La nostra vita e la Parola
Quale gloria? Per i discepoli stare al passo con Gesù non è stato per nulla semplice, camminare dietro a lui non è stato un cammino piano e scontato, senza svolte sorprendenti. Ci sono degli scarti improvvisi e sconcertanti anche nelle risposte che Gesù fornisce alle loro domande o sollecitazioni. Andrea e Filippo vanno da Gesù per comunicargli che alcuni greci, probabilmente proseliti, avevano espresso il desiderio di vedere Gesù. La prima parte della risposta che dà Gesù sembra abbastanza in linea con quello che gli era stato comunicato: “è venuta l’ora che il Figlio dell’uomo sia glorificato”; ed in effetti la richiesta dei greci è segno che la fama di Gesù si è diffusa a Gerusalemme. Ma sta davvero nella fama e nel successo del suo ministero la vera gloria? Il resto della risposta sembra davvero prendere una piega difficile da comprendere. Gesù comincia a parlare di se stesso come di un chicco di grano caduto a terra, un seme destinato a morire per portare frutto. La sua gloria, il suo reale peso specifico, il suo reale valore qual è? Nel dare la vita, nel perdere se stesso. La gloria per l’uomo è il rivestimento splendente e apparente della propria povertà e miseria; la gloria di Dio è la capacità di spogliarsi e umiliarsi perché l’altro possa tornare a vivere. Noi cerchiamo di raccogliere frutti come il risultato di percorso di crescita rigoglioso della nostra vita: non ci rendiamo conto che nessun frutto viene se il chicco di grano non muore.
Il turbamento. Questa prospettiva turba anche Gesù: qui Giovanni pone il turbamento che gli altri evangelisti presenteranno nell’orto del Getsemani. Gesù è posto davanti all’ora di cui aveva parlato a sua madre alle nozze di Cana. Quest’ora è l’ora del turbamento, l’ora in cui Gesù è posto davanti a un bivio: cercare di salvarsi o fidarsi del Padre? “Che cosa dirò?” si domanda Gesù. Cosa dico davanti a questo evento difficile che sto vivendo? Chiedo al Padre di salvarmi da quest’ora? È la preghiera che facciamo noi quasi sempre: che sia fatta la nostra volontà, che ci sia tolto quell’ostacolo, che quel grande problema che abbiamo si dissolva, che quel fatto che si sta prospettando non accada.
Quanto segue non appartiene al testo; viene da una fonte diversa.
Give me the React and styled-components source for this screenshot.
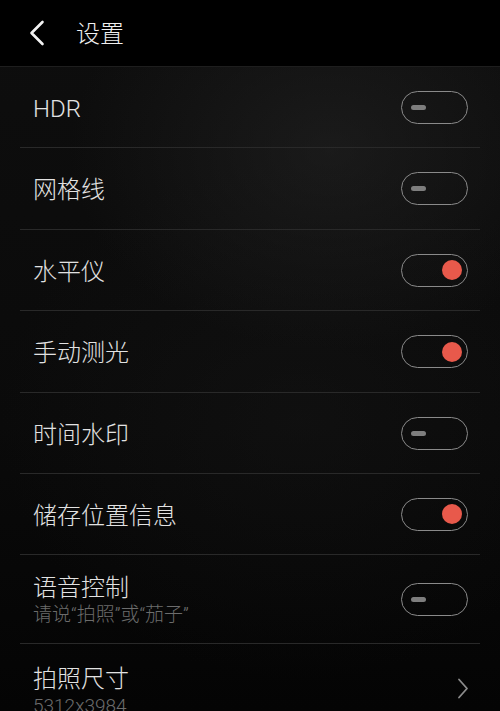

Se Gesù è entrato nel morire, se ha chiesto che fosse glorificato il nome del Padre è perché sia dato anche a noi di compiere quel passo che non possiamo compiere da soli, perché quella vita che nel suo morire è stata donata ci fosse comunicata. Gesù non mostra qui di essere un eroe sprezzante del pericolo e della morte: Gesù mostra la sua relazione con il Padre che non viene meno anche nel turbamento. Questo vince la logica del “principe di questo mondo” che si regge sulla autoaffermazione e sul successo a discapito di tutti e di tutto. “Quando sarò innalzato da terra attirerò tutti a me”: Gesù scommette sulla forza di attrazione del suo morire. Il mondo attrae verso il basso, la croce ci attira in alto: “là dove sono io sarà anche il mio servitore”.